Thursday, December 29, 2016

Notte di fuoco con Bob Marley, i cercatori d’oro e il Che


Dopo una decina di giorni passati al bordo del Sahara - nomadi in mezzo ai nomadi, cercatori d’acqua tra i cercatori d’oro, muniti solo di due Land Cruiser che fungono da trasporto, cucina e, messe a L, riparo dal vento notturno - si torna verso Sud, a Abeche, grande capitale del sultanato del Ouaddai. È la prima vera città dopo il deserto, dove si incontrano taxi-richò motorizzati, si concentrano i prodotti libici o sudanesi entrati più o meno legalmente dalle incontrollabili frontiere del Nord, si respira l’aria di una città dell’Africa centrale – smog mischiato a polvere, puzza di piscio e rifiuti, grida di bambini e versi di animali vari.

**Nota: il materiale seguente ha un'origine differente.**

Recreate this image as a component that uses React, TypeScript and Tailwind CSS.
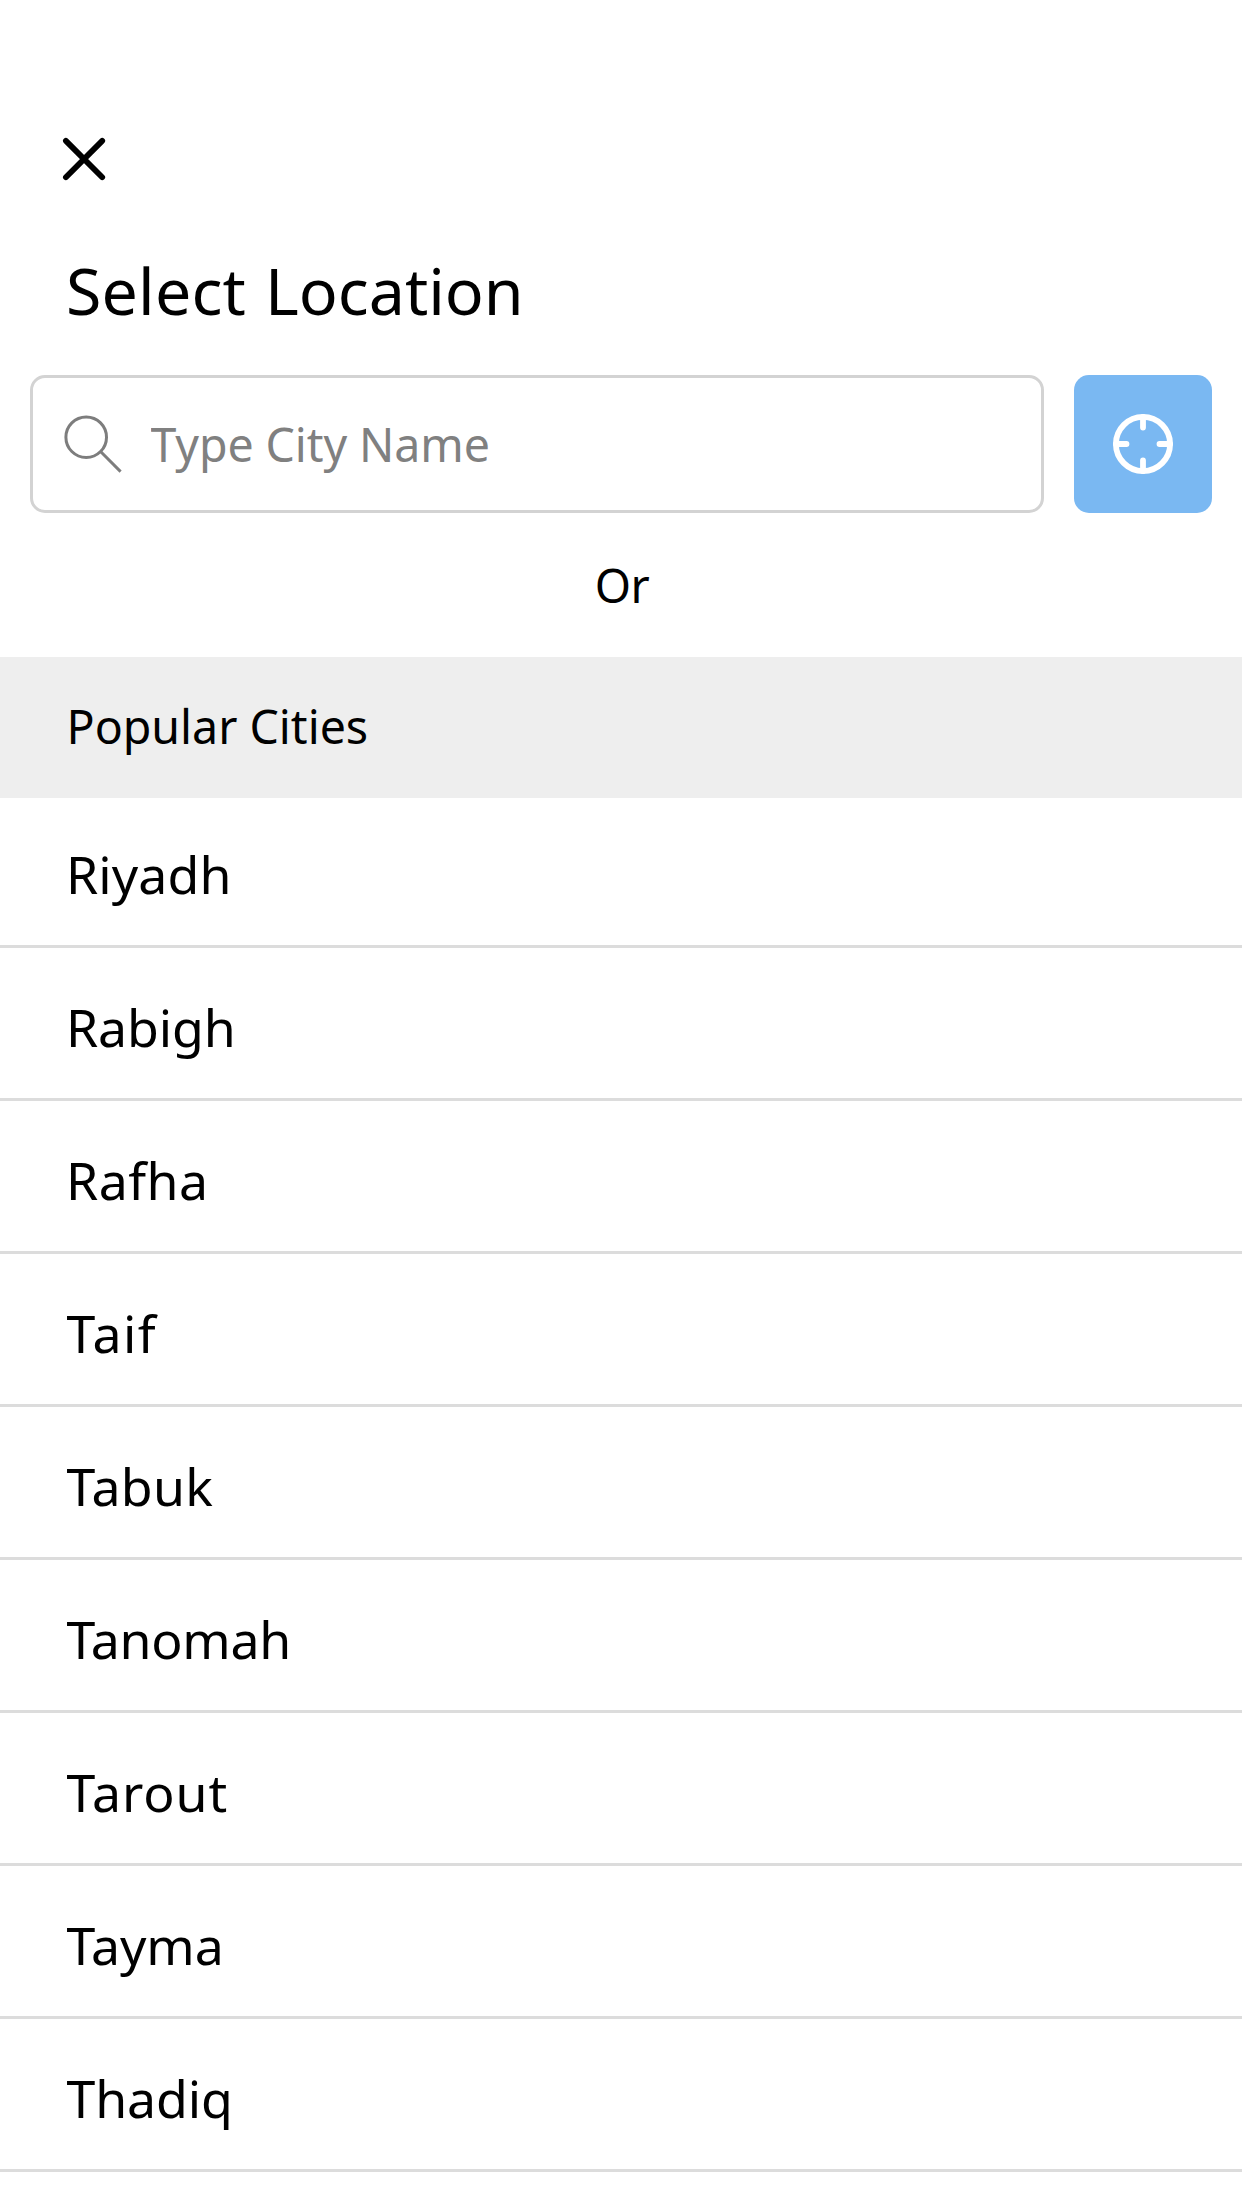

È pure la prima città dove si può mangiare qualcosa che non sia capra. Quindi, dopo una doccia che non scalfisce neanche minimamente lo strato di sabbia e polvere che si è incollato alla pelle durante le scorribande desertiche, si esce a mangiare. Un pollo con patatine, del manzo con spinaci e un pesce che non si sa bene da dove arrivi visto la cronica mancanza d’acqua della zona, convincono il gruppo a continuare la serata in uno dei dancing della città. La scelta è ardua: Chez Tantine Koussa, di fianco alla moschea centrale, che in ore non sospette diventa il VIP dancing, in una sala ben chiusa e insonorizzata così il vicino – un certo signor Allah - non si lamenta, o il Doug dancing.

Si va a tutti e due, naturalmente. Ma la storia succede al Doug, la seconda sera passata in città, su gentile concessione dell’unico aereo giornaliero Abeche - N’Djamena che non è partito. Il Doug è uno spazio all’aria aperta, gioviale, con tavolini e una pista da ballo al centro. È delimitato da mura di recinzione da una parte e da una casa-albergo dall’altra. Sui muri della casa si vedono disegni di rivoluzionari quali Thomas Sankara, Bob Marley e El Che, che diffondono buone vibrazioni sugli avventori, nella maggior parte uomini. Dietro la casa i bagni, ovvero uno spazio di 4 metri quadrati con un buco in mezzo e la scritta “la propreté d’abord”. E, affianco ai bagni, delle costruzioni improvvisate di pali e paglia creano vari spazi bui e discreti.

5000 franchi una relazione – 7 euro e mezzo, 2000 l’affitto dell’antro, si dice. Poi, se sei veloce, cazzi tuoi: il prezzo non cambia. Vedo uomini entrare e uscire poco dopo con un volto di soddisfazione. Tra di loro c’è chi spenderà quasi tutti i proventi delle pepite d’oro trovate più a Nord in alchol e puttane. Io torno a sedermi, cercando la mia Gala tra le varie che popolano il nostro tavolo. E in un batter d’occhio, dozzine di persone corrono disperate verso l’uscita, schiacciandosi e spingendosi tra le urla. Dietro la casa, un falò. La musica si ferma. Fiamme alte una ventina di metri divampano e illuminano a giorno il Doug dancing. Io mi cago sotto e mi avvicino all’uscita, ma non mi mischio all’ingorgo, sarebbe più pericoloso. Altri al tavolo restano seduti a godersi lo spettacolo.

Dopo poco le fiamme si attenuano. Di nuovo al tavolo, arriva un altro giro di birra. Dieci minuti e la musica ricomincia. Restano una cinquantina di persone, che si alternano sulla pista. Anche noi facciamo un giro su qualche makossa o un coupé decalé. Qualcuno mormora su una lotta tra locali a Abeche – ma sono solo due! – qualcun altro parla di incendio colposo. Sta di fatto che qualcuno non lavorerà più finché le baracche non saranno ricostruite. E la vita continua, al di là dei giudizi di valore e la morale. Qui, come in molti altri luoghi di questo paese, la resilienza del genere umano è incredibile.